24 604
Wijziging van de Wet bodembescherming en de Wet milieubeheer (herstel van enige onvolkomenheden)

A
OORSPRONKELIJKE TEKST VAN HET VOORSTEL VAN WET EN DE MEMORIE VAN TOELICHTING, ZOALS VOORGELEGD AAN DE RAAD VAN STATE EN VOOR ZOVER NADIEN GEWIJZIGD

I. Voorstel van wet

– Artikel I, onderdeel E, eerste lid, luidde: In het tweede lid wordt «de artikelen 76, derde, vierde en vijfde lid» vervangen door: artikel 76, derde lid, en vierde lid.

– Artikel I, onderdeel H, luidde:

H

Artikel 88, eerste lid, onderdeel a, wordt als volgt gewijzigd.

1. In onderdeel a wordt «artikel 38, vierde lid,» vervangen door «artikel 38, vierde en vijfde lid,» en «43 tot en met 50, 52» door : 43 tot en met 52.

2. In onderdeel b wordt «de artikelen 4.14, tweede lid, onder a, 1, en 4.15, tweede lid, van de Wet milieubeheer» vervangen door: de artikelen 4.14, eerste lid, en tweede lid, onder a, onder 1°, en onder b, voor zover het de activiteiten, bedoeld onder a, onder 1°, betreft, en 4.15, tweede lid, van de Wet milieubeheer.

– Artikel I bevatte een onderdeel J, dat luidde:

J

In artikel 91 vervalt voor de bestaande tekst de aanduiding «1»

– In artikel I, onderdeel K, ontbrak de zinsnede «tweede lid» na: artikel 96.

II. Memorie van toelichting

– In de toelichting op artikel I, de onderdelen D, E en G, onder a, ontbrak na de zin die eindigt met de woorden «zonder dat nieuwe verdergaande elementen worden toegevoegd» de volgende passage:

In concreto houdt deze toetsing het volgende in.
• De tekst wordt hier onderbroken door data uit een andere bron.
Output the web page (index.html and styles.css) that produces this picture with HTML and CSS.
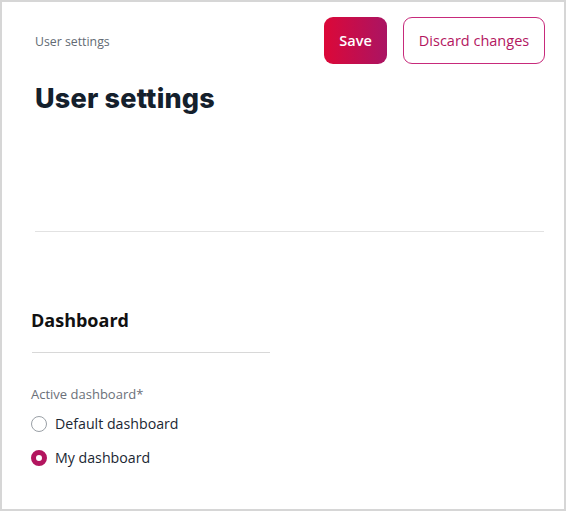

Bij de aanpak van een geval van ernstige verontreiniging zijn in algemene zin drie fasen te onderscheiden, te weten een onderzoeksfase, een planvormingsfase en een uitvoeringsfase.

Bij de doelmatigheidstoetsing ligt het accent op de uitvoeringsfase. Dat houdt in, dat op grond van een door de budgethouder aangeboden evaluatierapport aanpak en resultaat van de uitvoering worden vergeleken met het voor de sanering opgestelde saneringsplan. Het eindresultaat van de sanering dient dus in technische, milieuhygiënische en financiële zin binnen de marges te blijven die in het saneringsplan zijn aangegeven. Indien dit niet het geval blijkt te zijn, is een onderbouwing van de geconstateerde afwijking(en) noodzakelijk.

– In de toelichting op artikel I, onderdeel H, ontbrak de laatste volzin en is de vindplaats van de Kaderwet bestuur in verandering geschrapt.

– De toelichting op artikel I, onderdeel I, luidde:

In de Wet versobering en harmonisatie externe adviesorganen VROM is de verplichte advisering door de Technische commissie bodembescherming met betrekking tot de voordracht van bepaalde op de Wet bodembescherming gebaseerde algemene maatregelen van bestuur afgeschaft. Abusievelijk is dit niet geschied ten aanzien van de in artikel 90, eerste lid, bedoelde vrijstelling bij algemene maatregel van bestuur van krachtens hoofdstuk III en hoofdstuk IV, paragraaf 3, gestelde regels, in het belang van de landsverdediging. Deze omissie wordt in artikel I, onderdeel J, hersteld.

– Onder hernoeming van de toelichting op artikel I, onderdelen K en L, tot toelichting op artikel I, onderdelen J en K, is de toelichting op artikel I, onderdeel J (oud) geschrapt.